December 2, 2022


Growing Mission for Sante Fe College, Others

Cynthia Barnett | 8/1/2008

Gainesville’s Santa Fe is among the latest state community colleges to drop “community” from its name. As part of a far-ranging education bill passed by the Legislature this year, Santa Fe and eight other community colleges become part of a pilot program to offer bachelor’s degrees in high-need fields.

Santa Fe college
SFC’s first bachelor’s degrees will be in fields that local biotech and hospital leaders requested.
“Just as community colleges stepped up to meet Florida’s educational needs post-World War II, when there was a pressing need for associate degrees, we are stepping up again,” says SFC President Jackson Sasser. “Internationalization, technology and other issues are now driving a great need for baccalaureate degrees in Florida.”

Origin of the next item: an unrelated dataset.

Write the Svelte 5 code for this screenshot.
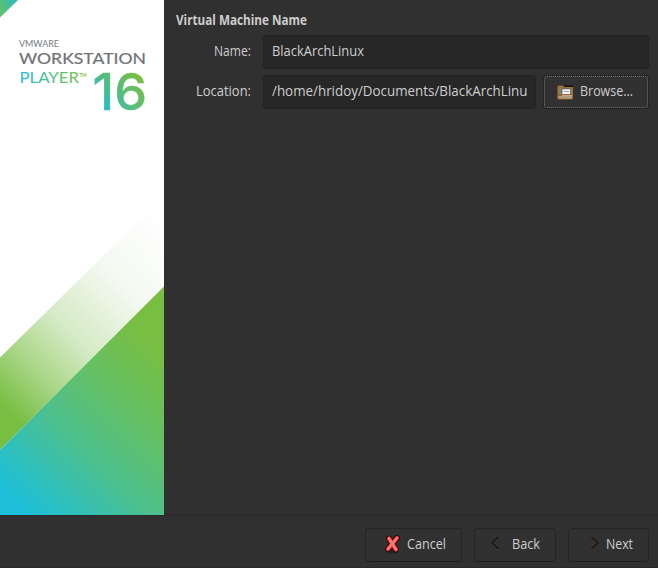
<script>
  const location = '/home/hridoy/Documents/BlackArchLinu';
</script>

{#snippet label(text, width, bold = false)}
  <svg class="label" class:bold {width} height="20">
    <text x="0" y="15" textLength={width} lengthAdjust="spacingAndGlyphs">{text}</text>
  </svg>
{/snippet}

<div class="window">
  <div class="body">
    <svg class="banner" width="164" height="515" viewBox="0 0 164 515">
      <defs>
        <linearGradient id="corner" gradientUnits="userSpaceOnUse" x1="0" y1="8" x2="17" y2="0">
          <stop offset="0" stop-color="#5fc172" /><stop offset="1" stop-color="#28bbc0" />
        </linearGradient>
        <linearGradient id="fade" gradientUnits="userSpaceOnUse" x1="10" y1="412" x2="178" y2="244">
          <stop offset="0" stop-color="#78be43" /><stop offset=".19" stop-color="#a7d584" />
          <stop offset=".41" stop-color="#d4eac4" /><stop offset=".71" stop-color="#f4f9f1" />
          <stop offset="1" stop-color="#fefefe" />
        </linearGradient>
        <linearGradient id="base" gradientUnits="userSpaceOnUse" x1="10" y1="495" x2="157.500" y2="347.500">
          <stop offset="0" stop-color="#1dbfd9" /><stop offset=".4" stop-color="#4cc08f" />
          <stop offset=".7" stop-color="#65c064" /><stop offset="1" stop-color="#78be43" />
        </linearGradient>
        <linearGradient id="player" gradientUnits="userSpaceOnUse" x1="20" y1="0" x2="86" y2="0">
          <stop offset="0" stop-color="#1dbbdc" /><stop offset=".55" stop-color="#59c47b" />
          <stop offset="1" stop-color="#7bc043" />
        </linearGradient>
        <linearGradient id="version" gradientUnits="userSpaceOnUse" x1="98" y1="110" x2="137" y2="75">
          <stop offset="0" stop-color="#22bcd2" /><stop offset=".5" stop-color="#52bd82" />
          <stop offset="1" stop-color="#78be43" />
        </linearGradient>
      </defs>
      <rect width="164" height="515" fill="#fff" />
      <path d="M0 0H18L0 17.5Z" fill="url(#corner)" />
      <path d="M0 357.500L164 196V287L0 450Z" fill="url(#fade)" />
      <path d="M0 450L164 286.500V515H0Z" fill="url(#base)" />
      <g class="brand">
        <text x="19" y="46.500" font-size="8.500" textLength="40" lengthAdjust="spacingAndGlyphs" fill="#77787b">VMWARE</text>
        <text x="19" y="64.300" font-size="15.700" font-weight="400" textLength="127" lengthAdjust="spacingAndGlyphs" fill="#717276" stroke="#717276" stroke-width=".2">WORKSTATION</text>
        <text x="19.500" y="83" font-size="14.500" textLength="59.500" lengthAdjust="spacingAndGlyphs" fill="url(#player)">PLAYER</text>
        <text x="79.500" y="76.500" font-size="5" font-weight="700" textLength="7" lengthAdjust="spacingAndGlyphs" fill="#7bc043">TM</text>
        <text class="number" x="92.500" y="109.500" font-size="51" font-weight="500" textLength="54.500" lengthAdjust="spacingAndGlyphs" fill="url(#version)" stroke="url(#version)" stroke-width=".4">16</text>
      </g>
    </svg>

    <main>
      <h1>{@render label('Virtual Machine Name', 131, true)}</h1>
      <div class="row">
        <span class="caption">{@render label('Name:', 37)}</span>
        <div class="field">{@render label('BlackArchLinux', 92)}</div>
      </div>
      <div class="row">
        <span class="caption">{@render label('Location:', 55)}</span>
        <div class="field">{@render label(location, 255.5)}</div>
        <button class="browse" aria-label="Browse...">
          <svg class="icon folder" width="17" height="16" viewBox="0 0 17 16">
            <path d="M1 1.500H16V14H1Z" fill="#17130f" />
            <path d="M1 2H6L7.500 3.500H15.500V14H1Z" fill="#8b7355" stroke="#a27334" />
            <path d="M2 4.500H15V10H2Z" fill="#8c7c68" />
            <path d="M5 5H13.500V11H5Z" fill="#fafafa" stroke="#444" stroke-width=".6" />
            <path d="M6.500 7.500H12" stroke="#999" />
            <path d="M1 11.500H5L6 10.500H15.500V15H1Z" fill="#c4ad8c" stroke="#95652a" />
            <path d="M1.500 13H15" stroke="#9f8b72" />
          </svg>
          {@render label('Browse...', 53)}
        </button>
      </div>
    </main>
  </div>

  <footer>
    <button class="cancel" aria-label="Cancel">
      <svg class="icon" width="18" height="20" viewBox="0 0 18 20">
        <ellipse cx="8" cy="17.500" rx="6" ry="2" fill="#1d1d1d" opacity=".65" />
        <path d="M5 4.500L12 15.500M13 4L4 15" stroke="#160606" stroke-width="5.800" stroke-linecap="round" />
        <path d="M5 4.500L12 15.500M13 4L4 15" stroke="#dc2928" stroke-width="4.300" stroke-linecap="round" />
        <path d="M5 4.500L12 15.500M13 4L4 15" stroke="#ff7777" stroke-width="2.700" stroke-linecap="round" />
      </svg>
      {@render label('Cancel', 39)}
    </button>
    <button class="back" aria-label="Back">
      <svg class="icon" width="10" height="16" viewBox="0 0 10 16">
        <path d="M8.500 2L2 8L8.500 14" fill="none" stroke="#494540" stroke-width="1" transform="translate(0 1)" />
        <path d="M8.500 2L2 8L8.500 14" fill="none" stroke="#161616" stroke-width="1.400" />
      </svg>
      {@render label('Back', 28)}
    </button>
    <button class="next" aria-label="Next">
      <svg class="icon" width="10" height="16" viewBox="0 0 10 16">
        <path d="M1.500 2L8 8L1.500 14" fill="none" stroke="#494039" stroke-width="1" transform="translate(0 1)" />
        <path d="M1.500 2L8 8L1.500 14" fill="none" stroke="#161413" stroke-width="1.400" />
      </svg>
      {@render label('Next', 27)}
    </button>
  </footer>
</div>

<style>
  :global(body) { margin: 0; background: #303030; }
  .window {
    width: 658px;
    height: 568px;
    box-sizing: border-box;
    display: flex;
    flex-direction: column;
    overflow: hidden;
    background: #303030;
    border-bottom: 1px solid #292929;
    font-family: "Open Sans", "Noto Sans", sans-serif;
  }
  .body { display: flex; height: 515px; flex: none; }
  svg { display: block; flex: none; }
  .brand { font-family: Lato, sans-serif; }
  .number { font-family: Inter, sans-serif; }
  .label { overflow: visible; font-size: 14.3px; fill: #cdcdcd; }
  .bold { font-weight: 700; }
  main { flex: 1; min-width: 0; padding: 10px 9px 0 12px; }
  h1 { margin: 0 0 5px; height: 20px; }
  .row { display: flex; height: 34px; margin-bottom: 6px; }
  .caption { flex: none; width: 75px; margin-right: 12px; padding-top: 6px; display: flex; justify-content: flex-end; }
  .field, button {
    box-sizing: border-box;
    border: 1px solid #222;
    border-radius: 4px;
  }
  .field { flex: 1; min-width: 0; background: #272727; padding: 5px 8px; }
  button {
    display: flex;
    flex: none;
    align-items: flex-start;
    height: 34px;
    background: #313131;
    border-color: #252525;
    border-bottom-color: #1e1e1e;
    font: inherit;
  }
  .browse {
    width: 106px;
    margin-left: 7px;
    padding: 5px 0 0 13px;
    outline: 1px dotted #777;
    outline-offset: -2px;
  }
  .folder { margin: 3px 6px 0 0; }
  footer {
    box-sizing: border-box;
    flex: 1;
    display: flex;
    gap: 12px;
    justify-content: flex-end;
    padding: 12px 9px 0 0;
    border-top: 1px solid #292929;
  }
  .cancel { width: 97px; padding: 5px 0 0 18px; }
  .cancel .icon { margin-right: 5px; }
  .back { width: 82px; padding: 5px 0 0 15px; }
  .back .icon { margin: 1px 12px 0 0; }
  .next { width: 81px; padding: 5px 0 0 21px; }
  .next .icon { margin: 1px 6px 0 0; }
</style>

Florida is 46th in the nation in baccalaureate degrees granted. Ten of Florida’s community colleges already offer four-year degrees in fields that have been identified as critical local needs. The new law could expand those offerings dramatically. It creates the Florida College System and a task force to develop recommendations for the transition of community colleges to bachelor’s-granting colleges. The task force must report back to the Legislature next spring. The new bachelor’s degrees will be offered as soon as next fall.

Jackson Sasser
“We are stepping up again,” says Santa Fe College President Jackson Sasser.
“This really is landmark legislation for Florida,” says Florida Education Commissioner Eric Smith. “We’ve been blessed with what many consider to be the best community college system in the nation, and it’s served Florida well, but we really have the opportunity to build on that. From the business standpoint, how this develops will be absolutely critical to the state’s economic development.”

SFC’s first bachelor’s degrees will be in clinical laboratory technology and health science management — degrees requested by the region’s biotechnology and hospital leadership.

Critics, including some of Florida’s private and public university leaders, call the expansion “mission creep” that could lead to a new tier of education just as universities are being forced to get leaner. But Smith maintains that “there is strong interest in maintaining a single system and not breaking the colleges into two systems.”

“What we have right now in Florida, and what we want to keep,” says Smith, “is the best of both worlds.”